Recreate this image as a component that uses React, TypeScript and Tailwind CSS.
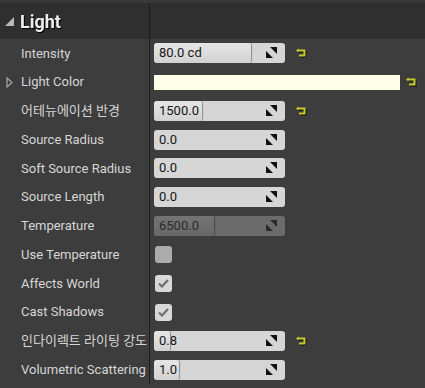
import React from "react";

type Row =
  | { label: string; kind: "num"; value: string; fill: number; reset?: boolean; disabled?: boolean }
  | { label: string; kind: "color" }
  | { label: string; kind: "check"; checked: boolean };

const rows: Row[] = [
  { label: "Intensity", kind: "num", value: "80.0 cd", fill: 97, reset: true },
  { label: "Light Color", kind: "color" },
  { label: "어테뉴에이션 반경", kind: "num", value: "1500.0", fill: 48, reset: true },
  { label: "Source Radius", kind: "num", value: "0.0", fill: 0 },
  { label: "Soft Source Radius", kind: "num", value: "0.0", fill: 0 },
  { label: "Source Length", kind: "num", value: "0.0", fill: 0 },
  { label: "Temperature", kind: "num", value: "6500.0", fill: 60, disabled: true },
  { label: "Use Temperature", kind: "check", checked: false },
  { label: "Affects World", kind: "check", checked: true },
  { label: "Cast Shadows", kind: "check", checked: true },
  { label: "인다이렉트 라이팅 강도", kind: "num", value: "0.8", fill: 16, reset: true },
  { label: "Volumetric Scattering", kind: "num", value: "1.0", fill: 25 },
];

function ResetIcon() {
  return (
    <svg width="11" height="10" viewBox="0 0 11 10" className="drop-shadow-[1px_1px_0_#111]">
      <path d="M1.5 2.5 H8.5 V7.5 H3" fill="none" stroke="#c9c92c" strokeWidth="2" />
      <path d="M0 2.5 L2.5 0.5 L2.5 4.5 Z" fill="#c9c92c" />
    </svg>
  );
}

function SpinIcon({ dim }: { dim?: boolean }) {
  const c = dim ? "#2a2a2a" : "#111";
  return (
    <svg width="11" height="11" viewBox="0 0 11 11">
      <path d="M4 0 H11 V7 Z" fill={c} />
      <path d="M0 4 V11 H7 Z" fill={c} />
    </svg>
  );
}

function NumField({ value, fill, disabled }: { value: string; fill: number; disabled?: boolean }) {
  return (
    <div
      className={`relative h-5 w-[131px] rounded-[3px] overflow-hidden ${
        disabled ? "bg-[#6b6b6b]" : "bg-[#d6d6d6]"
      }`}
    >
      {fill > 0 && (
        <div
          className={`absolute left-0 top-0 h-full rounded-[3px] shadow-[1px_0_1px_rgba(0,0,0,0.35)] ${
            disabled ? "bg-gradient-to-b from-[#747474] to-[#686868]" : "bg-gradient-to-b from-[#e6e6e6] to-[#d2d2d2]"
          }`}
          style={{ width: `${fill}px` }}
        />
      )}
      <span
        className={`absolute left-[5px] top-0 leading-5 text-[13px] ${
          disabled ? "text-[#2c2c2c]" : "text-[#161616]"
        }`}
      >
        {value}
      </span>
      <span className="absolute right-[8px] top-[4px] flex">
        <SpinIcon dim={disabled} />
      </span>
    </div>
  );
}

function Check({ checked }: { checked: boolean }) {
  return (
    <div
      className={`w-[17px] h-[17px] rounded-[3px] flex items-center justify-center ${
        checked ? "bg-[#d8d8d8]" : "bg-[#ababab]"
      }`}
    >
      {checked && (
        <svg width="11" height="9" viewBox="0 0 11 9">
          <path d="M1 4.5 L4 7.5 L10 1" fill="none" stroke="#707070" strokeWidth="2.2" />
        </svg>
      )}
    </div>
  );
}

export default function App() {
  return (
    <div
      className="w-[425px] h-[388px] bg-[#3d3d3d] overflow-hidden"
      style={{ fontFamily: "Roboto, 'Noto Sans CJK KR', sans-serif" }}
    >
      <div className="h-[3px] bg-[#383838]" />
      <div className="flex h-[36px] bg-[#2f2f2f]">
        <div className="w-[149px] flex items-center pl-[5px] gap-[6px]">
          <svg width="9" height="9" viewBox="0 0 9 9">
            <path d="M9 0 V9 H0 Z" fill="#b8b8b8" />
          </svg>
          <span className="text-[18px] font-bold text-[#eeeeee] drop-shadow-[1px_1px_0_#000]">Light</span>
        </div>
        <div className="w-px bg-[#1d1d1d]" />
        <div className="flex-1" />
      </div>
      <div className="flex">
        <div className="w-[149px]">
          {rows.map((r) => (
            <div key={r.label} className="h-[28.75px] flex items-center relative pl-[21px]">
              {r.kind === "color" && (
                <svg width="7" height="11" viewBox="0 0 7 11" className="absolute left-[6px] top-[9px]">
                  <path d="M1 1 L6 5.5 L1 10 Z" fill="none" stroke="#a8a8a8" strokeWidth="1.2" />
                </svg>
              )}
              <span className="text-[13px] text-[#d6d6d6] whitespace-nowrap">{r.label}</span>
            </div>
          ))}
        </div>
        <div className="w-px bg-[#1d1d1d]" />
        <div className="flex-1">
          {rows.map((r) => (
            <div key={r.label} className="h-[28.75px] flex items-center pl-[4px]">
              {r.kind === "num" && (
                <>
                  <NumField value={r.value} fill={r.fill} disabled={r.disabled} />
                  {r.reset && (
                    <span className="ml-[11px] flex">
                      <ResetIcon />
                    </span>
                  )}
                </>
              )}
              {r.kind === "color" && (
                <>
                  <div className="h-[15px] w-[246px] bg-[#fffee8]" />
                  <span className="ml-[6px] flex">
                    <ResetIcon />
                  </span>
                </>
              )}
              {r.kind === "check" && (
                <span className="ml-[1px] flex">
                  <Check checked={r.checked} />
                </span>
              )}
            </div>
          ))}
        </div>
      </div>
    </div>
  );
}
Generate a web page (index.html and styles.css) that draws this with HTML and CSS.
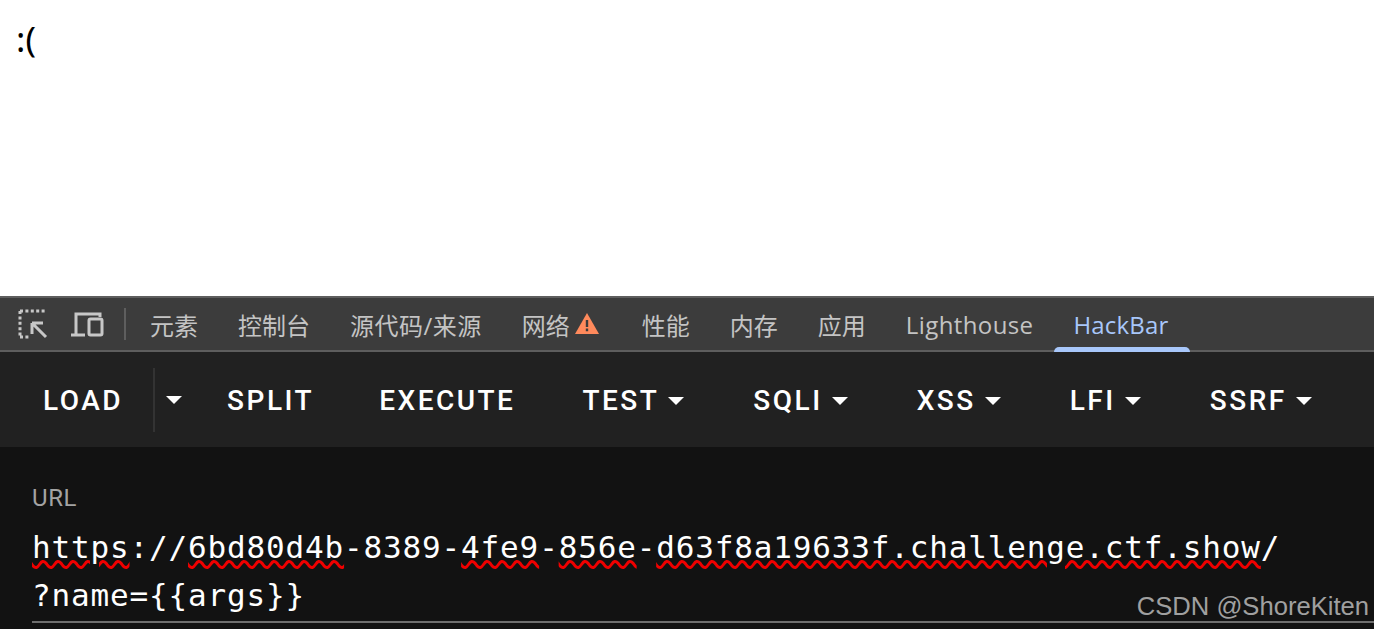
FILE: index.html
```html
<!DOCTYPE html>
<html lang="zh">
<head>
  <meta charset="UTF-8" />
  <title>HackBar</title>
  <link rel="stylesheet" href="styles.css">
</head>
<body>
  <main class="page">
    <p class="page-text">:(</p>
  </main>

  <section class="devtools">
    <nav class="tabbar">
      <svg class="tool-icon inspect" viewBox="0 0 30 30" aria-hidden="true">
        <path class="dots" d="M2 2h26M2 2v26M2 28h9" />
        <path class="arrow" d="M14 14h11M14 14v11M14 14l14 14" />
      </svg>
      <svg class="tool-icon device" viewBox="0 0 34 26" aria-hidden="true">
        <path class="lines" d="M1 24h14M6 23V3h24v3" />
        <rect class="lines" x="19" y="8" width="13" height="16" rx="1.5" />
      </svg>
      <span class="tab-sep"></span>
      <a class="tab">元素</a>
      <a class="tab">控制台</a>
      <a class="tab tab-source">源代码/来源</a>
      <a class="tab tab-warn">网络
        <svg class="warn" viewBox="0 0 24 22" aria-hidden="true">
          <path d="M12 0 24 21H0Z" fill="#ff8a5c" />
          <path d="M10.8 7h2.4v7h-2.4zM10.8 15.6h2.4v2.6h-2.4z" fill="#3c3c3c" />
        </svg>
      </a>
      <a class="tab">性能</a>
      <a class="tab">内存</a>
      <a class="tab">应用</a>
      <a class="tab tab-lighthouse">Lighthouse</a>
      <a class="tab active">HackBar</a>
    </nav>

    <div class="toolbar">
      <button class="btn btn-tight">LOAD</button>
      <button class="btn btn-load-menu"><i class="caret"></i></button>
      <button class="btn btn-tight">SPLIT</button>
      <button class="btn btn-exec">EXECUTE</button>
      <button class="btn">TEST<i class="caret"></i></button>
      <button class="btn">SQLI<i class="caret"></i></button>
      <button class="btn">XSS<i class="caret"></i></button>
      <button class="btn">LFI<i class="caret"></i></button>
      <button class="btn">SSRF<i class="caret"></i></button>
    </div>

    <div class="panel">
      <label class="url-label">URL</label>
      <div class="url-field"><span class="typo">https</span>://<span class="typo">6bd80d4b</span>-8389-<span class="typo">4fe9</span>-<span class="typo">856e</span>-<span class="typo">d63f8a19633f.challenge.ctf.show</span>/<br>?name={{args}}</div>
    </div>
  </section>

  <div class="watermark">CSDN @ShoreKiten</div>
</body>
</html>
```

FILE: styles.css
```css
html, body {
  height: 100%;
}
body {
  margin: 0;
  display: flex;
  flex-direction: column;
  overflow: hidden;
  background: #fff;
  position: relative;
}

.page {
  height: 296px;
  flex: none;
}
.page-text {
  margin: 0;
  padding: 19px 0 0 16px;
  font: 35px/40px "Noto Sans", "Liberation Sans", sans-serif;
  color: #000;
}

.devtools {
  flex: 1;
  display: flex;
  flex-direction: column;
  border-top: 2px solid #5e5e5e;
}

.tabbar {
  height: 52px;
  flex: none;
  display: flex;
  align-items: center;
  padding-left: 18px;
  background: #3c3c3c;
  border-bottom: 2px solid #5e5e5e;
}
.tool-icon {
  flex: none;
  fill: none;
  stroke: #c7c7c7;
}
.inspect {
  width: 30px;
  height: 30px;
  margin-right: 22px;
}
.inspect .dots {
  stroke-width: 3;
  stroke-dasharray: 3 2.4;
}
.inspect .arrow {
  stroke-width: 3;
}
.device {
  width: 34px;
  height: 26px;
}
.device .lines {
  stroke-width: 3;
}
.tab-sep {
  width: 2px;
  height: 32px;
  margin: 0 4px 0 20px;
  background: #5e5e5e;
}
.tab {
  height: 52px;
  display: flex;
  align-items: center;
  padding: 0 20px;
  font: 24px "Open Sans", "Noto Sans CJK SC", sans-serif;
  color: #c4c4c4;
  position: relative;
  white-space: nowrap;
}
.tab-source {
  letter-spacing: 0.5px;
}
.tab-lighthouse {
  letter-spacing: 0.4px;
}
.tab-warn {
  padding-right: 23px;
}
.warn {
  width: 24px;
  height: 22px;
  margin-left: 5px;
}
.tab.active {
  padding-right: 22px;
  letter-spacing: 0.15px;
  color: #a8c7fa;
}
.tab.active::after {
  content: "";
  position: absolute;
  left: 0;
  right: 0;
  bottom: -2px;
  height: 5px;
  background: #a8c7fa;
  border-radius: 5px 5px 0 0;
}

.toolbar {
  height: 95px;
  flex: none;
  display: flex;
  align-items: center;
  padding-left: 9px;
  background: #212121;
}
.btn {
  height: 64px;
  padding: 2px 34px 0;
  display: flex;
  align-items: center;
  border: 0;
  background: none;
  color: #fff;
  font: 500 28px Roboto, sans-serif;
  letter-spacing: 2.5px;
  white-space: nowrap;
}
.btn-tight {
  padding-right: 31px;
}
.btn-exec {
  padding-right: 33px;
}
.btn-load-menu {
  padding: 0 11px;
  margin-left: -1px;
  border-left: 2px solid #333;
}
.caret {
  width: 0;
  height: 0;
  margin: 0 1px 0 9px;
  border-left: 8px solid transparent;
  border-right: 8px solid transparent;
  border-top: 8px solid #fff;
}
.btn-load-menu .caret {
  margin: 0;
}

.panel {
  flex: 1;
  padding: 36px 0 0 32px;
  background: #121212;
}
.url-label {
  display: block;
  font: 24px/30px Roboto, sans-serif;
  letter-spacing: 0.6px;
  color: #a3a3a3;
}
.url-field {
  margin-top: 10px;
  height: 98px;
  font: 31px/48px "DejaVu Sans Mono", monospace;
  letter-spacing: 0.84px;
  color: #fff;
  border-bottom: 2px solid #6e6e6e;
  white-space: nowrap;
}
.typo {
  text-decoration: underline wavy #f00000 3px;
  text-underline-offset: 2px;
}

.watermark {
  position: absolute;
  right: 5px;
  bottom: 8px;
  font: 25.6px "Liberation Sans", sans-serif;
  color: #a0a0a0;
}
```
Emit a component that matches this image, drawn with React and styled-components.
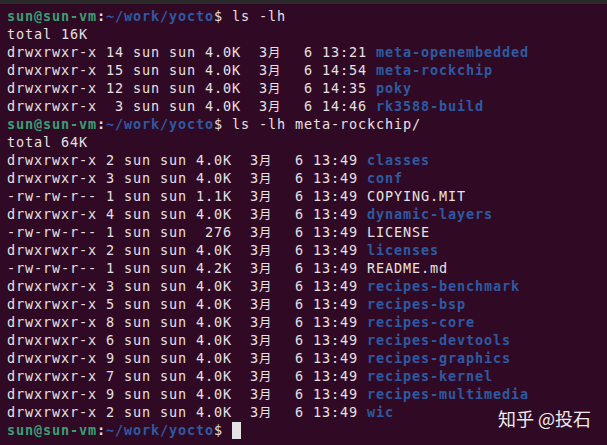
import React from 'react'
import styled, { createGlobalStyle } from 'styled-components'

const GlobalStyle = createGlobalStyle`
	html, body {
		margin: 0;
		padding: 0;
		background: #300a24;
	}
`

const colors = {
	bg: '#300a24',
	bar: '#2b2a2b',
	text: '#e6e1e3',
	green: '#3a9e74',
	blue: '#2d5aa2',
}

const first = [
	['drwxrwxr-x 14 sun sun 4.0K  ', '  6 13:21 ', 'meta-openembedded', true],
	['drwxrwxr-x 15 sun sun 4.0K  ', '  6 14:54 ', 'meta-rockchip', true],
	['drwxrwxr-x 12 sun sun 4.0K  ', '  6 14:35 ', 'poky', true],
	['drwxrwxr-x  3 sun sun 4.0K  ', '  6 14:46 ', 'rk3588-build', true],
]

const second = [
	['drwxrwxr-x 2 sun sun 4.0K  ', '  6 13:49 ', 'classes', true],
	['drwxrwxr-x 3 sun sun 4.0K  ', '  6 13:49 ', 'conf', true],
	['-rw-rw-r-- 1 sun sun 1.1K  ', '  6 13:49 ', 'COPYING.MIT', false],
	['drwxrwxr-x 4 sun sun 4.0K  ', '  6 13:49 ', 'dynamic-layers', true],
	['-rw-rw-r-- 1 sun sun  276  ', '  6 13:49 ', 'LICENSE', false],
	['drwxrwxr-x 2 sun sun 4.0K  ', '  6 13:49 ', 'licenses', true],
	['-rw-rw-r-- 1 sun sun 4.2K  ', '  6 13:49 ', 'README.md', false],
	['drwxrwxr-x 3 sun sun 4.0K  ', '  6 13:49 ', 'recipes-benchmark', true],
	['drwxrwxr-x 5 sun sun 4.0K  ', '  6 13:49 ', 'recipes-bsp', true],
	['drwxrwxr-x 8 sun sun 4.0K  ', '  6 13:49 ', 'recipes-core', true],
	['drwxrwxr-x 6 sun sun 4.0K  ', '  6 13:49 ', 'recipes-devtools', true],
	['drwxrwxr-x 9 sun sun 4.0K  ', '  6 13:49 ', 'recipes-graphics', true],
	['drwxrwxr-x 7 sun sun 4.0K  ', '  6 13:49 ', 'recipes-kernel', true],
	['drwxrwxr-x 9 sun sun 4.0K  ', '  6 13:49 ', 'recipes-multimedia', true],
	['drwxrwxr-x 2 sun sun 4.0K  ', '  6 13:49 ', 'wic', true],
]

const Prompt = ({ command, cursor }) => (
	<Line>
		<User>sun@sun-vm</User>
		<Colon>:</Colon>
		<Path>~/work/yocto</Path>
		<Plain>{'$ ' + command}</Plain>
		{cursor && <Cursor />}
	</Line>
)

const Entry = ({ entry }) => {
	const [head, tail, name, isDir] = entry
	return (
		<Line>
			<Plain>{head}</Plain>
			<Month>
				3<Wide>月</Wide>
			</Month>
			<Plain>{tail}</Plain>
			<Name dir={isDir}>{name}</Name>
		</Line>
	)
}

const App = () => {
	return (
		<Window>
			<GlobalStyle />
			<TopBar />
			<Screen>
				<Prompt command="ls -lh" />
				<Line>total 16K</Line>
				{first.map(e => (
					<Entry key={e[2]} entry={e} />
				))}
				<Prompt command="ls -lh meta-rockchip/" />
				<Line>total 64K</Line>
				{second.map(e => (
					<Entry key={e[2]} entry={e} />
				))}
				<Prompt command="" cursor />
			</Screen>
			<Watermark>知乎 @投石</Watermark>
		</Window>
	)
}

export default App

const Window = styled.div`
	position: relative;
	width: 607px;
	height: 445px;
	overflow: hidden;
	background-color: ${colors.bg};
	display: flex;
	flex-direction: column;
`

const TopBar = styled.div`
	height: 4px;
	flex: none;
	background-color: ${colors.bar};
`

const Screen = styled.div`
	display: flex;
	flex-direction: column;
	padding: 3px 0 0 7px;
	font-family: 'DejaVu Sans Mono', 'Liberation Mono', monospace;
	font-size: 13.5px;
	letter-spacing: 0.87px;
	color: ${colors.text};
`

const Line = styled.div`
	height: 18px;
	line-height: 18px;
	white-space: pre;
	display: flex;
	align-items: center;
`

const Plain = styled.span``

const User = styled.span`
	color: ${colors.green};
	font-weight: 700;
`

const Colon = styled.span`
	color: ${colors.text};
	font-weight: 700;
`

const Path = styled.span`
	color: ${colors.blue};
	font-weight: 700;
`

const Name = styled.span`
	color: ${props => (props.dir ? colors.blue : colors.text)};
	font-weight: ${props => (props.dir ? 700 : 400)};
`

const Month = styled.span`
	display: inline-flex;
	align-items: center;
	width: 27px;
	overflow: hidden;
`

const Wide = styled.span`
	display: inline-block;
	width: 18px;
	letter-spacing: 0;
	font-family: 'Noto Sans CJK SC', sans-serif;
	font-size: 12.4px;
	line-height: 18px;
`

const Cursor = styled.span`
	display: inline-block;
	width: 9px;
	height: 17px;
	background-color: ${colors.text};
`

const Watermark = styled.div`
	position: absolute;
	right: 16px;
	bottom: 14px;
	font-family: 'Noto Sans CJK SC', 'Noto Sans', sans-serif;
	font-size: 18px;
	color: #ececec;
`
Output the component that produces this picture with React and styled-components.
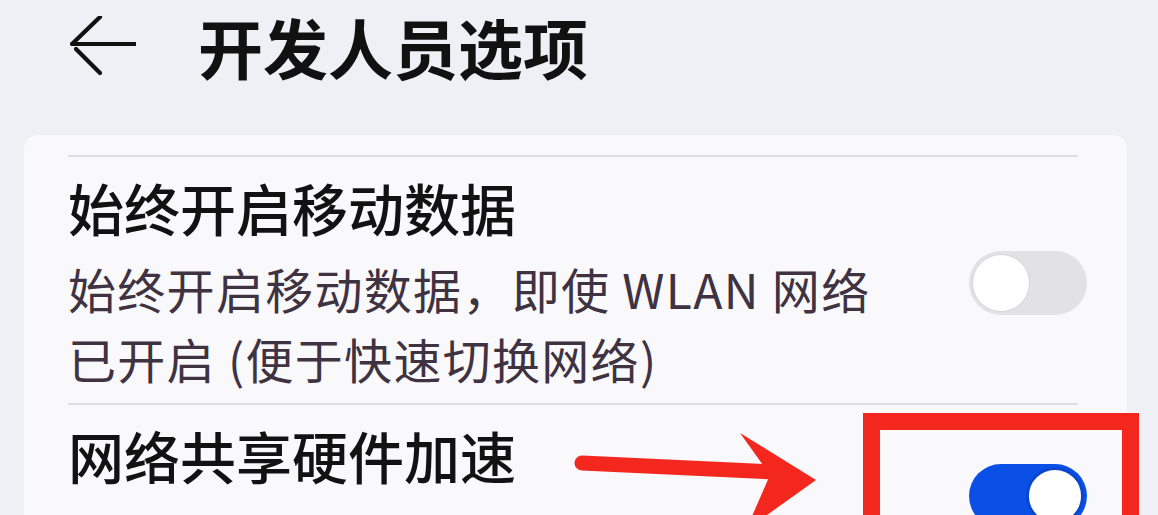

★ ★ ★ ★ ★ ★ ★

TASK DESCRIPTION:
Filter the records above and return every line that holds the word "page".

FINAL RESULT:
Generate a web page (index.html and styles.css) that draws this with HTML and CSS.
  <main class="page">
    <p class="page-text">:(</p>
.page {
.page-text {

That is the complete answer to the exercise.